SET TASK - Output the material beneath this task exactly, images excluded.

PROVIDED MATERIAL -

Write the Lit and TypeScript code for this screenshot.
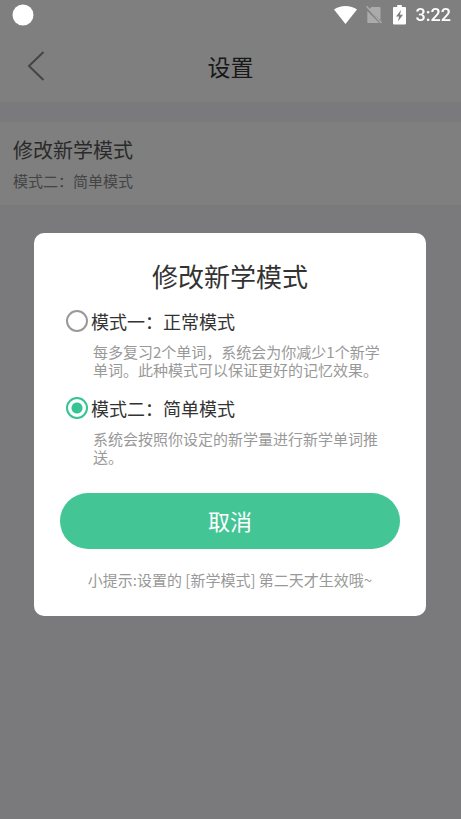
import { LitElement, html, css } from "lit";
import { customElement, property, state } from "lit/decorators.js";

interface StudyMode {
  id: string;
  label: string;
  description: string;
}

const MODES: StudyMode[] = [
  {
    id: "normal",
    label: "模式一：正常模式",
    description:
      "每多复习2个单词，系统会为你减少1个新学单词。此种模式可以保证更好的记忆效果。",
  },
  {
    id: "simple",
    label: "模式二：简单模式",
    description: "系统会按照你设定的新学量进行新学单词推送。",
  },
];

@customElement("status-bar")
class StatusBar extends LitElement {
  static styles = css`
    :host {
      display: flex;
      align-items: center;
      justify-content: space-between;
      box-sizing: border-box;
      height: 30px;
      padding: 0 10px 0 12px;
      color: #fff;
      font: 500 18px/32px Roboto, sans-serif;
    }
    .icons {
      display: flex;
      align-items: center;
    }
    svg {
      display: block;
      fill: currentColor;
    }
    .sim {
      margin-left: 8px;
      opacity: 0.35;
    }
    .battery {
      margin-left: 11px;
    }
    .time {
      margin-left: 10px;
    }
  `;

  render() {
    return html`
      <svg width="22" height="22" viewBox="0 0 22 22"><circle cx="11" cy="11" r="10.5" /></svg>
      <div class="icons">
        <svg width="23" height="20" viewBox="0 0 23 20">
          <path d="M0 4.600C3.200 2.200 7.100 1 11.500 1s8.300 1.200 11.500 3.600L11.500 19z" />
        </svg>
        <svg class="sim" width="17" height="20" viewBox="0 0 17 20">
          <path d="M6.500 2H14.500q1 0 1 1V15.200L4.300 4.200z" />
          <path d="M2.300 6L14.200 18H3.300q-1 0-1-1z" />
          <path d="M1 1.800L2.100.8 17 17.500 15.900 18.500z" />
        </svg>
        <svg class="battery" width="13" height="20" viewBox="0 0 13 20">
          <path
            fill-rule="evenodd"
            d="M4.200 0h4.600v2H12q1 0 1 1v15.500q0 1-1 1H1q-1 0-1-1V3q0-1 1-1h3.200zM8 5L3 11.500h3L5 16.500l5-6.700H7z"
          />
        </svg>
        <span class="time">3:22</span>
      </div>
    `;
  }
}

@customElement("mode-dialog")
class ModeDialog extends LitElement {
  static styles = css`
    :host {
      display: block;
      box-sizing: border-box;
      width: 100%;
      padding: 24px 26px;
      border-radius: 10px;
      background: #fff;
      color: #333;
    }
    h2 {
      margin: 0 0 14px;
      font-size: 26px;
      font-weight: 400;
      line-height: 38px;
      text-align: center;
    }
    fieldset {
      display: grid;
      gap: 17px;
      margin: 0;
      padding: 0 12px 0 6px;
      border: 0;
      min-width: 0;
    }
    .label {
      display: flex;
      align-items: center;
      gap: 3px;
      font-size: 18px;
      line-height: 24px;
    }
    input {
      appearance: none;
      flex: none;
      box-sizing: border-box;
      width: 22px;
      height: 22px;
      margin: 0;
      border: 2px solid #999;
      border-radius: 50%;
    }
    input:checked {
      border-color: #35c594;
      background: radial-gradient(circle, #35c594 5px, transparent 6px);
    }
    .description {
      margin: 10px 0 0 27px;
      color: #999;
      font-size: 15px;
      line-height: 18px;
    }
    button {
      display: block;
      width: 100%;
      height: 56px;
      margin: 27px 0 19px;
      padding: 0 0 2px;
      border: 0;
      border-radius: 28px;
      background: #44c595;
      color: #fff;
      font: inherit;
      font-size: 22px;
    }
    .hint {
      margin: 0;
      padding-bottom: 1px;
      color: #999;
      font-size: 15px;
      line-height: 23px;
      text-align: center;
    }
  `;

  @property() selected = "";

  private choose(id: string) {
    this.dispatchEvent(new CustomEvent("mode-change", { detail: id }));
  }

  render() {
    return html`
      <h2 id="title">修改新学模式</h2>
      <fieldset aria-labelledby="title">
        ${MODES.map(
          (mode) => html`
            <div>
              <label class="label">
                <input
                  type="radio"
                  name="mode"
                  aria-describedby=${mode.id}
                  .checked=${mode.id === this.selected}
                  @change=${() => this.choose(mode.id)}
                />
                <span>${mode.label}</span>
              </label>
              <p class="description" id=${mode.id}>${mode.description}</p>
            </div>
          `,
        )}
      </fieldset>
      <button type="button" @click=${() => this.dispatchEvent(new CustomEvent("cancel"))}>
        取消
      </button>
      <p class="hint">小提示:设置的 [新学模式] 第二天才生效哦~</p>
    `;
  }
}

@customElement("app-root")
class AppRoot extends LitElement {
  static styles = css`
    :host {
      display: block;
      min-height: 100vh;
      background: #f4f5f9;
      color: #333;
      font-family: "Noto Sans CJK SC", sans-serif;
    }
    .top {
      padding-top: 30px;
      background: #fff;
    }
    header {
      display: grid;
      grid-template-columns: 48px 1fr 48px;
      align-items: center;
      height: 72px;
      padding: 0 12px;
    }
    .back {
      display: grid;
      place-items: center;
      height: 48px;
      padding: 0;
      border: 0;
      background: none;
      color: #888;
    }
    .back svg {
      fill: none;
      stroke: currentColor;
      stroke-width: 2;
    }
    h1 {
      margin: 0;
      font-size: 23px;
      font-weight: 400;
      line-height: 36px;
      text-align: center;
    }
    .item {
      display: block;
      width: 100%;
      margin-top: 20px;
      padding: 12px 13px;
      border: 0;
      background: #fff;
      color: #555;
      font: inherit;
      text-align: left;
    }
    .name,
    .value {
      display: block;
    }
    .name {
      font-size: 20px;
      line-height: 32px;
    }
    .value {
      margin-top: 3px;
      color: #888;
      font-size: 15px;
      line-height: 24px;
    }
    status-bar {
      position: fixed;
      inset: 0 0 auto;
      z-index: 2;
    }
    .overlay {
      position: fixed;
      inset: 0;
      z-index: 1;
      display: flex;
      align-items: center;
      padding: 30px 35px 0 34px;
      background: rgba(0, 0, 0, 0.5);
    }
  `;

  @state() private mode = "simple";
  @state() private open = true;

  render() {
    const current = MODES.find((m) => m.id === this.mode);
    return html`
      <status-bar></status-bar>
      <div class="top">
        <header>
          <button class="back" type="button" aria-label="返回">
            <svg width="18" height="30" viewBox="0 0 18 30"><path d="M16.500 1L2 15l14.500 14" /></svg>
          </button>
          <h1>设置</h1>
        </header>
      </div>
      <main>
        <button class="item" type="button" @click=${() => (this.open = true)}>
          <span class="name">修改新学模式</span>
          <span class="value">${current?.label}</span>
        </button>
      </main>
      ${this.open
        ? html`<div class="overlay">
            <mode-dialog
              role="dialog"
              aria-modal="true"
              aria-label="修改新学模式"
              .selected=${this.mode}
              @mode-change=${(e: CustomEvent<string>) => (this.mode = e.detail)}
              @cancel=${() => (this.open = false)}
            ></mode-dialog>
          </div>`
        : null}
    `;
  }
}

ANSWER TO THIS EXERCISE -
Write the Lit and TypeScript code for this screenshot.
import { LitElement, html, css } from "lit";
import { customElement, property, state } from "lit/decorators.js";

interface StudyMode {
  id: string;
  label: string;
  description: string;
}

const MODES: StudyMode[] = [
  {
    id: "normal",
    label: "模式一：正常模式",
    description:
      "每多复习2个单词，系统会为你减少1个新学单词。此种模式可以保证更好的记忆效果。",
  },
  {
    id: "simple",
    label: "模式二：简单模式",
    description: "系统会按照你设定的新学量进行新学单词推送。",
  },
];

@customElement("status-bar")
class StatusBar extends LitElement {
  static styles = css`
    :host {
      display: flex;
      align-items: center;
      justify-content: space-between;
      box-sizing: border-box;
      height: 30px;
      padding: 0 10px 0 12px;
      color: #fff;
      font: 500 18px/32px Roboto, sans-serif;
    }
    .icons {
      display: flex;
      align-items: center;
    }
    svg {
      display: block;
      fill: currentColor;
    }
    .sim {
      margin-left: 8px;
      opacity: 0.35;
    }
    .battery {
      margin-left: 11px;
    }
    .time {
      margin-left: 10px;
    }
  `;

  render() {
    return html`
      <svg width="22" height="22" viewBox="0 0 22 22"><circle cx="11" cy="11" r="10.5" /></svg>
      <div class="icons">
        <svg width="23" height="20" viewBox="0 0 23 20">
          <path d="M0 4.600C3.200 2.200 7.100 1 11.500 1s8.300 1.200 11.500 3.600L11.500 19z" />
        </svg>
        <svg class="sim" width="17" height="20" viewBox="0 0 17 20">
          <path d="M6.500 2H14.500q1 0 1 1V15.200L4.300 4.200z" />
          <path d="M2.300 6L14.200 18H3.300q-1 0-1-1z" />
          <path d="M1 1.800L2.100.8 17 17.500 15.900 18.500z" />
        </svg>
        <svg class="battery" width="13" height="20" viewBox="0 0 13 20">
          <path
            fill-rule="evenodd"
            d="M4.200 0h4.600v2H12q1 0 1 1v15.500q0 1-1 1H1q-1 0-1-1V3q0-1 1-1h3.200zM8 5L3 11.500h3L5 16.500l5-6.700H7z"
          />
        </svg>
        <span class="time">3:22</span>
      </div>
    `;
  }
}

@customElement("mode-dialog")
class ModeDialog extends LitElement {
  static styles = css`
    :host {
      display: block;
      box-sizing: border-box;
      width: 100%;
      padding: 24px 26px;
      border-radius: 10px;
      background: #fff;
      color: #333;
    }
    h2 {
      margin: 0 0 14px;
      font-size: 26px;
      font-weight: 400;
      line-height: 38px;
      text-align: center;
    }
    fieldset {
      display: grid;
      gap: 17px;
      margin: 0;
      padding: 0 12px 0 6px;
      border: 0;
      min-width: 0;
    }
    .label {
      display: flex;
      align-items: center;
      gap: 3px;
      font-size: 18px;
      line-height: 24px;
    }
    input {
      appearance: none;
      flex: none;
      box-sizing: border-box;
      width: 22px;
      height: 22px;
      margin: 0;
      border: 2px solid #999;
      border-radius: 50%;
    }
    input:checked {
      border-color: #35c594;
      background: radial-gradient(circle, #35c594 5px, transparent 6px);
    }
    .description {
      margin: 10px 0 0 27px;
      color: #999;
      font-size: 15px;
      line-height: 18px;
    }
    button {
      display: block;
      width: 100%;
      height: 56px;
      margin: 27px 0 19px;
      padding: 0 0 2px;
      border: 0;
      border-radius: 28px;
      background: #44c595;
      color: #fff;
      font: inherit;
      font-size: 22px;
    }
    .hint {
      margin: 0;
      padding-bottom: 1px;
      color: #999;
      font-size: 15px;
      line-height: 23px;
      text-align: center;
    }
  `;

  @property() selected = "";

  private choose(id: string) {
    this.dispatchEvent(new CustomEvent("mode-change", { detail: id }));
  }

  render() {
    return html`
      <h2 id="title">修改新学模式</h2>
      <fieldset aria-labelledby="title">
        ${MODES.map(
          (mode) => html`
            <div>
              <label class="label">
                <input
                  type="radio"
                  name="mode"
                  aria-describedby=${mode.id}
                  .checked=${mode.id === this.selected}
                  @change=${() => this.choose(mode.id)}
                />
                <span>${mode.label}</span>
              </label>
              <p class="description" id=${mode.id}>${mode.description}</p>
            </div>
          `,
        )}
      </fieldset>
      <button type="button" @click=${() => this.dispatchEvent(new CustomEvent("cancel"))}>
        取消
      </button>
      <p class="hint">小提示:设置的 [新学模式] 第二天才生效哦~</p>
    `;
  }
}

@customElement("app-root")
class AppRoot extends LitElement {
  static styles = css`
    :host {
      display: block;
      min-height: 100vh;
      background: #f4f5f9;
      color: #333;
      font-family: "Noto Sans CJK SC", sans-serif;
    }
    .top {
      padding-top: 30px;
      background: #fff;
    }
    header {
      display: grid;
      grid-template-columns: 48px 1fr 48px;
      align-items: center;
      height: 72px;
      padding: 0 12px;
    }
    .back {
      display: grid;
      place-items: center;
      height: 48px;
      padding: 0;
      border: 0;
      background: none;
      color: #888;
    }
    .back svg {
      fill: none;
      stroke: currentColor;
      stroke-width: 2;
    }
    h1 {
      margin: 0;
      font-size: 23px;
      font-weight: 400;
      line-height: 36px;
      text-align: center;
    }
    .item {
      display: block;
      width: 100%;
      margin-top: 20px;
      padding: 12px 13px;
      border: 0;
      background: #fff;
      color: #555;
      font: inherit;
      text-align: left;
    }
    .name,
    .value {
      display: block;
    }
    .name {
      font-size: 20px;
      line-height: 32px;
    }
    .value {
      margin-top: 3px;
      color: #888;
      font-size: 15px;
      line-height: 24px;
    }
    status-bar {
      position: fixed;
      inset: 0 0 auto;
      z-index: 2;
    }
    .overlay {
      position: fixed;
      inset: 0;
      z-index: 1;
      display: flex;
      align-items: center;
      padding: 30px 35px 0 34px;
      background: rgba(0, 0, 0, 0.5);
    }
  `;

  @state() private mode = "simple";
  @state() private open = true;

  render() {
    const current = MODES.find((m) => m.id === this.mode);
    return html`
      <status-bar></status-bar>
      <div class="top">
        <header>
          <button class="back" type="button" aria-label="返回">
            <svg width="18" height="30" viewBox="0 0 18 30"><path d="M16.500 1L2 15l14.500 14" /></svg>
          </button>
          <h1>设置</h1>
        </header>
      </div>
      <main>
        <button class="item" type="button" @click=${() => (this.open = true)}>
          <span class="name">修改新学模式</span>
          <span class="value">${current?.label}</span>
        </button>
      </main>
      ${this.open
        ? html`<div class="overlay">
            <mode-dialog
              role="dialog"
              aria-modal="true"
              aria-label="修改新学模式"
              .selected=${this.mode}
              @mode-change=${(e: CustomEvent<string>) => (this.mode = e.detail)}
              @cancel=${() => (this.open = false)}
            ></mode-dialog>
          </div>`
        : null}
    `;
  }
}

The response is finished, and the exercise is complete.